Look through the data for the string "full". Copy every line where it is found.

---------------

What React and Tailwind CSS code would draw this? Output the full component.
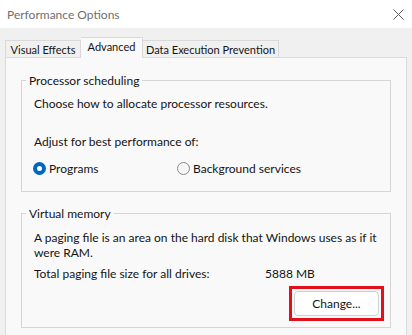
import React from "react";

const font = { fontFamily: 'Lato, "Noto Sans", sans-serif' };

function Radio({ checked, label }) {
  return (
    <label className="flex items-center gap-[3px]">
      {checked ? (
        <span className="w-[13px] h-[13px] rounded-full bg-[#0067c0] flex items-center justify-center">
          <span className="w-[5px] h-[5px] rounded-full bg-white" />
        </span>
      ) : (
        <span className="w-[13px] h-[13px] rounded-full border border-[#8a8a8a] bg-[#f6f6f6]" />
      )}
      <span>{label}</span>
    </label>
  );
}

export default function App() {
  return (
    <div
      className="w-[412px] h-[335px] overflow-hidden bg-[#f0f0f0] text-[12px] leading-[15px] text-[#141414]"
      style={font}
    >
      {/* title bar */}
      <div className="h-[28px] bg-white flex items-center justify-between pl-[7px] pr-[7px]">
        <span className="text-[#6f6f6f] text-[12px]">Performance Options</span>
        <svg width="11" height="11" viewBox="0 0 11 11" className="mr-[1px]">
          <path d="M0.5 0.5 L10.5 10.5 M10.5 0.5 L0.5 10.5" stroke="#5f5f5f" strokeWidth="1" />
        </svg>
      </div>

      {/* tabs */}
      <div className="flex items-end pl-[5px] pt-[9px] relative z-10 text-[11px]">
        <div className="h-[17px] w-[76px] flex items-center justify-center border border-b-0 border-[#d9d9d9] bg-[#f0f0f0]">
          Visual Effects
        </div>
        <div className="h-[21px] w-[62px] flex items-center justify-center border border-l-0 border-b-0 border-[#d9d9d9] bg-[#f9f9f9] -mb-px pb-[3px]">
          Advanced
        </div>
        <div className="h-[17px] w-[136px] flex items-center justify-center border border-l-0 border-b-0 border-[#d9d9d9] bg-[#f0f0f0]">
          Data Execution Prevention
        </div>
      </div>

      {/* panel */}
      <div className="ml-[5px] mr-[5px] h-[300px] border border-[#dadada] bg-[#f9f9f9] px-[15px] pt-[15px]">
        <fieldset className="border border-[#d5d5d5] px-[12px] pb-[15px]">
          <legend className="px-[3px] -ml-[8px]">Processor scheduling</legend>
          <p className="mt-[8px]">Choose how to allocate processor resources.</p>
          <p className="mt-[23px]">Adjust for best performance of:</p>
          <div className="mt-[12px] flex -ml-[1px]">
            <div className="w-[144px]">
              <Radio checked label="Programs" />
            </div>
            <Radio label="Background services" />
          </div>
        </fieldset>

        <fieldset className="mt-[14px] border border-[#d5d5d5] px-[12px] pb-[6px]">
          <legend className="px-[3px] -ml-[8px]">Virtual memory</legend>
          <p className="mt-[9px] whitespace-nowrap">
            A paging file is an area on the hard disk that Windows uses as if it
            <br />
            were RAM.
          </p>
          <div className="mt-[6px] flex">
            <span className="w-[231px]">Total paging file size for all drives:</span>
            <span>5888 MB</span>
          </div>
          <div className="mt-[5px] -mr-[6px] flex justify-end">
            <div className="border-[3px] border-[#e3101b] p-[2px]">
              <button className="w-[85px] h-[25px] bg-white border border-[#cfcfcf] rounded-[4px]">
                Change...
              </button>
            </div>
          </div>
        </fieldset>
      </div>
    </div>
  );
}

---------------

» TASK RESULT:
What React and Tailwind CSS code would draw this? Output the full component.
        <span className="w-[13px] h-[13px] rounded-full bg-[#0067c0] flex items-center justify-center">
          <span className="w-[5px] h-[5px] rounded-full bg-white" />
        <span className="w-[13px] h-[13px] rounded-full border border-[#8a8a8a] bg-[#f6f6f6]" />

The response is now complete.